Também escrevi sobre: viver fora é como um casamento.
A eterna encruzilhada entre duas realidades
A verdade é que a gente vive uma eterna encruzilhada entre duas realidades, duas identidades que se entrelaçam e se complementam.
Continuamos celebrando as tradições do nosso país enquanto apreciamos as peculiaridades da nossa terra adotiva. Acho que a grande arte é dominar o delicado equilíbrio entre se adaptar e manter as nossas raízes intactas, aceitando que nunca mais seremos completamente inteiros.
Essa experiência também traz desafios únicos: lutar para se encaixar, enfrentar os preconceitos, a solidão e a busca constante por uma sensação de pertencimento. E esses são só alguns dos nossos obstáculos.
A verdade é que uma vez que migramos, eventualmente podemos nos sentir deslocados em ambos os mundos, mas dificilmente nos sentiremos totalmente em casa em algum deles.
Dias de luta, dias de glória
Viver acompanhada da sensação de ser uma eterna imigrante não significa que a minha vida seja uma luta constante. Eu prefiro encarar como uma jornada de autodescoberta contínua, um convite para explorar o mundo — tanto interna quanto externamente —, uma oportunidade para abraçar a diversidade e a riqueza de diferentes culturas.
E, embora seja uma estrada sinuosa e desafiadora (e muitas vezes eu me sinta exausta de conduzir por ela), é também através desse caminho – que me oferece uma perspectiva única sobre a vida – que eu sinto a minha alma se nutrindo e florescendo.
Uma das maiores recompensas de seguir nessa estrada foi ter desenvolvido incríveis habilidades de resiliência e de abraçar o novo e o diverso sem nunca perder o amor pelas minhas raízes.
O que fazer quando perdemos parte de nós?
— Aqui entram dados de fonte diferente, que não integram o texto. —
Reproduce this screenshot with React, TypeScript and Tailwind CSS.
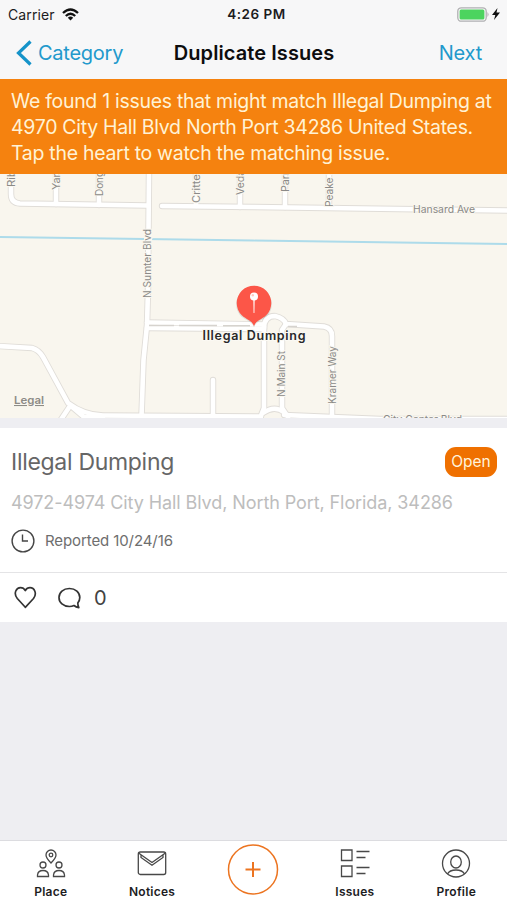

Leia mais na coluna sobre a invisibilidade do imigrante.
Aprender a ser lar
O que eu tô finalmente começando a entender é que, enquanto imigrantes, nós nunca chegamos a nos sentir parte integral de lugar nenhum, mas começamos a caminhar pra um lugar mais abstrato.
Na impossibilidade de se sentir totalmente em casa em nenhum lugar, encontramos nossa própria definição de lar. E ela reside na constante exploração da riqueza do mundo e na aceitação do eterno equilíbrio entre pertencer a todos os lugares e a lugar nenhum.
Aos poucos, a gente vai aprendendo a conviver com o sentimento de falta e se adaptando a ideia de viver faltando partículas porque entende que isso também nos deixa mais livres, leves e soltos.
Às vezes a gente se sente estrangeiro sem nunca ter saído do próprio bairro. Não tem a ver exclusivamente com geografia. Comigo foi assim, eu sempre me senti um pouco estrangeira, mesmo antes de migrar. Quem sabe a migração, para muitos de nós, possa ser um chamado para essa compreensão.
Ser um eterno imigrante é um jeito de aprender a morar em si, a ser seu próprio lar.